Mas é justamente por isso que seus atos são tão impressionantes. Quando a invasão ao navio acontece, sua disciplina e calma são as guias para toda a tripulação. Phillips não é burro e sempre tem consciência do escopo do que acontece ao seu redor e as consequências.
Seria um filme interessante se focasse apenas nisso. Mas Greengrass não é maniqueísta e dá foco também para os antagonistas. Os somalis são humanos, têm personalidades diferentes entre si e criam empatia. São de uma região onde a fonte principal de renda é a pesca e está entrando em miséria por conta dos grandes navios pesqueiros vindos de países ricos. Todos os homens daquela região são desinformados em relação a questões globais e acreditam que sequestrar um navio pode ser a chance de ganhar milhões de dólares.
Existe um motivo para a pirataria não ser mais tão grande quanto antigamente. O mundo evoluiu. Temos comunicação que permite a um navio entrar em contato com ajuda imediatamente. As forças marítimas ao redor do mundo possuem tecnologias de guerra que dariam conta de qualquer embarcação com facilidade. E, acima de tudo, questões políticas atuais transformam qualquer desses crimes em casos de complicações internacionais. Justamente o que acontece em Capitão Phillips.

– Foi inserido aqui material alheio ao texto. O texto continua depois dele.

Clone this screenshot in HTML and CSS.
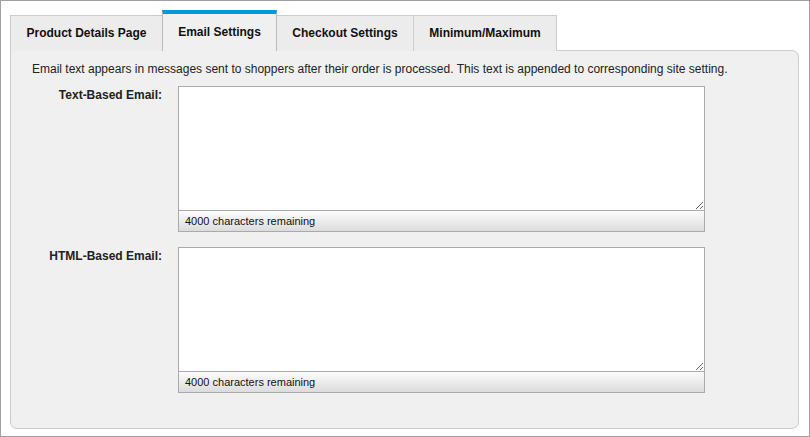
FILE: index.html
```html
<!DOCTYPE html>
<html>
<head>
<meta charset="utf-8">
<link rel="stylesheet" href="styles.css">
</head>
<body>
<div class="frame">
  <div class="tabs">
    <div class="tab t1">Product Details Page</div>
    <div class="tab active t2">Email Settings</div>
    <div class="tab t3">Checkout Settings</div>
    <div class="tab t4">Minimum/Maximum</div>
  </div>
  <div class="panel">
    <p class="desc">Email text appears in messages sent to shoppers after their order is processed. This text is appended to corresponding site setting.</p>
    <div class="row">
      <label class="label">Text-Based Email:</label>
      <div class="field">
        <textarea class="area"></textarea>
        <div class="counter">4000 characters remaining</div>
      </div>
    </div>
    <div class="row">
      <label class="label">HTML-Based Email:</label>
      <div class="field">
        <textarea class="area"></textarea>
        <div class="counter">4000 characters remaining</div>
      </div>
    </div>
  </div>
</div>
</body>
</html>
```
FILE: styles.css
```css
html, body {
  margin: 0;
  padding: 0;
  background: #fff;
}
body {
  font-family: "Liberation Sans", Arial, sans-serif;
  color: #222;
}
.frame {
  box-sizing: border-box;
  width: 810px;
  height: 437px;
  border: 1px solid #a0a0a0;
  padding: 9px 11px 0 9px;
}
.tabs {
  display: flex;
  align-items: flex-end;
  position: relative;
  z-index: 1;
  margin-bottom: -1px;
}
.tab {
  box-sizing: border-box;
  height: 36px;
  border: 1px solid #ccc;
  border-right: none;
  border-bottom: none;
  background: #ececec;
  font-size: 12px;
  font-weight: bold;
  display: flex;
  align-items: center;
  justify-content: center;
  padding-bottom: 2px;
  color: #111;
}
.t1 { width: 152px; }
.t2 { width: 115px; }
.t3 { width: 136px; }
.t4 { width: 144px; border-right: 1px solid #ccc; }
.tab.active {
  height: 41px;
  border-top: 4px solid #0099d8;
  border-left: 1px solid #bbb;
  border-right: 1px solid #bbb;
  background: #f0f0f0;
  padding-bottom: 2px;
}
.tab.active + .tab { border-left: none; }
.panel {
  box-sizing: border-box;
  width: 789px;
  height: 379px;
  background: #f0f0f0;
  border: 1px solid #ccc;
  border-radius: 0 7px 7px 7px;
  padding: 11px 0 0 0;
}
.desc {
  margin: 0 0 9px 21px;
  font-size: 12px;
  line-height: 15px;
}
.row {
  display: flex;
  margin-bottom: 15px;
}
.label {
  width: 151px;
  text-align: right;
  font-size: 12px;
  font-weight: bold;
  padding-top: 2px;
  line-height: 15px;
  margin-right: 16px;
}
.field {
  width: 527px;
  display: flex;
  flex-direction: column;
}
.area {
  box-sizing: border-box;
  display: block;
  width: 527px;
  height: 125px;
  margin: 0;
  border: 1px solid #aaa;
  background: #fff;
  resize: vertical;
  outline: none;
}
.counter {
  box-sizing: border-box;
  height: 22px;
  margin-top: -1px;
  border: 1px solid #aaa;
  background: linear-gradient(#fcfcfc, #dcdcdc);
  font-size: 11px;
  line-height: 20px;
  padding-left: 6px;
  color: #111;
}
```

Phillips entra em um jogo de tensão absurda. Ao mesmo tempo em que pretende salvar a própria vida, impedir os roubos e manter a tripulação em segurança, acaba se importando com os somalis que o sequestram. Eventualmente, salvar a vida deles também vira uma preocupação. Principalmente quando os Navy SEALS entram em cena.
A princípio Tom Hanks não parece demonstrar uma interpretação boa. Mas, a medida em que o filme avança, cada pequena escolha do ator vai fazendo sentido. Chegando à última cena com uma força impressionante. O impacto dos últimos momentos dele no filme são sentidos muito depois do término da sessão.

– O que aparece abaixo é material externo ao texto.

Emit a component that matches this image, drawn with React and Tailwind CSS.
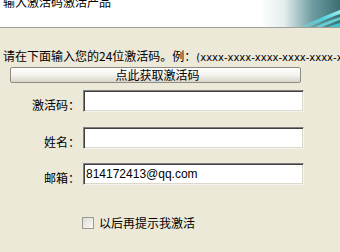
import React from "react";

const cn = { fontFamily: '"Noto Sans CJK SC", "DejaVu Sans", sans-serif' };
const latin = { fontFamily: '"Liberation Sans", Arial, sans-serif' };

function HeaderArt() {
  return (
    <svg width="80" height="27" viewBox="0 0 80 27" className="shrink-0">
      <defs>
        <linearGradient id="hg" x1="0" y1="0" x2="1" y2="0">
          <stop offset="0" stopColor="#ffffff" />
          <stop offset="0.3" stopColor="#e4eeee" />
          <stop offset="0.65" stopColor="#6f9ea1" />
          <stop offset="1" stopColor="#3a6f73" />
        </linearGradient>
        <linearGradient id="hs" x1="0" y1="1" x2="1" y2="0">
          <stop offset="0" stopColor="#7fe3ea" stopOpacity="0.2" />
          <stop offset="0.5" stopColor="#4fd2dd" />
          <stop offset="1" stopColor="#9cf0f4" />
        </linearGradient>
      </defs>
      <rect width="80" height="27" fill="url(#hg)" />
      <path d="M40 27 C52 22 64 16 80 10 L80 14 C66 19 56 24 50 27 Z" fill="url(#hs)" />
      <path d="M55 27 C62 24 70 20 80 17 L80 20 C72 23 66 25 62 27 Z" fill="#66dbe3" opacity="0.85" />
      <path d="M68 27 C72 25 76 24 80 23 L80 27 Z" fill="#3fc4cf" />
    </svg>
  );
}

function Field({ label, value }) {
  return (
    <div className="flex items-center">
      <div className="w-[82px] pr-[2px] pt-[7px] text-right text-[12px] leading-[14px] text-black" style={cn}>
        {label}
      </div>
      <div
        className="ml-[1px] flex h-[22px] w-[221px] items-center border border-t-[#7f7f7f] border-l-[#7f7f7f] border-r-[#f4f3ee] border-b-[#f4f3ee] bg-white pl-[2px] text-[12px] text-black shadow-[inset_1px_1px_0_#404040,inset_-1px_-1px_0_#dcd8cc]"
        style={latin}
      >
        {value}
      </div>
    </div>
  );
}

export default function App() {
  return (
    <div className="flex h-[252px] w-[340px] flex-col overflow-hidden bg-[#ece9d8]">
      <div className="flex h-[28px] shrink-0 items-start justify-between border-b border-[#a09f98] bg-white">
        <div className="ml-[3px] mt-[-5px] text-[12px] leading-[14px] text-black" style={cn}>
          输入激活码激活产品
        </div>
        <HeaderArt />
      </div>

      <div className="flex flex-col pt-[21px]">
        <div className="h-[14px] whitespace-nowrap pl-[3px] text-[12px] leading-[14px] text-black" style={cn}>
          请在下面输入您的24位激活码。例：
          <span className="text-[10px]" style={{ fontFamily: '"DejaVu Sans", sans-serif' }}>
            (xxxx-xxxx-xxxx-xxxx-xxxx-xxxx)
          </span>
        </div>

        <button
          className="ml-[10px] mt-[4px] flex h-[16px] w-[291px] items-center justify-center rounded-[2px] border border-[#8d8b82] bg-gradient-to-b from-[#ffffff] via-[#f3f2ec] to-[#d9d6ca] pl-[4px] text-[12px] leading-[14px] text-black"
          style={cn}
        >
          点此获取激活码
        </button>

        <div className="mt-[7px]">
          <Field label="激活码：" value="" />
        </div>
        <div className="mt-[15px]">
          <Field label="姓名：" value="" />
        </div>
        <div className="mt-[14px]">
          <Field label="邮箱：" value="814172413@qq.com" />
        </div>

        <div className="ml-[82px] mt-[31px] flex items-center gap-[5px]">
          <div className="h-[12px] w-[12px] border border-[#9c9a90] bg-gradient-to-br from-[#dcdad2] to-[#fbfbf8]" />
          <span className="text-[12px] leading-[14px] text-black" style={cn}>
            以后再提示我激活
          </span>
        </div>
      </div>
    </div>
  );
}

Honestamente, se Hanks viesse me pedir um Oscar naquele momento, eu teria entregue. Se ele me pedisse um calçado, eu teria tirado os que estava usando para lhe entregar. O que ele pedir e ganhar por sua atuação, será merecido. Não lembro de ter visto o ator tão bem quanto aqui. O que, considerando sua carreira, é algo impressionante.
Lá pelo meio da duração, o filme se foca no conflito de um personagem da marinha tentando salvar o capitão. Ele não faz muita diferença e sai sem deixar saudades. Essa parte inteira deixa uma pequena barriga no filme. A produção poderia ser um pouco mais curta sem sua presença. Certamente não causaria o pouco de tédio desse trecho.
Mas é o único defeito de uma produção maravilhosa, com uma história poderosa contada por um dos melhores diretores em ação atualmente. Assista sem medo.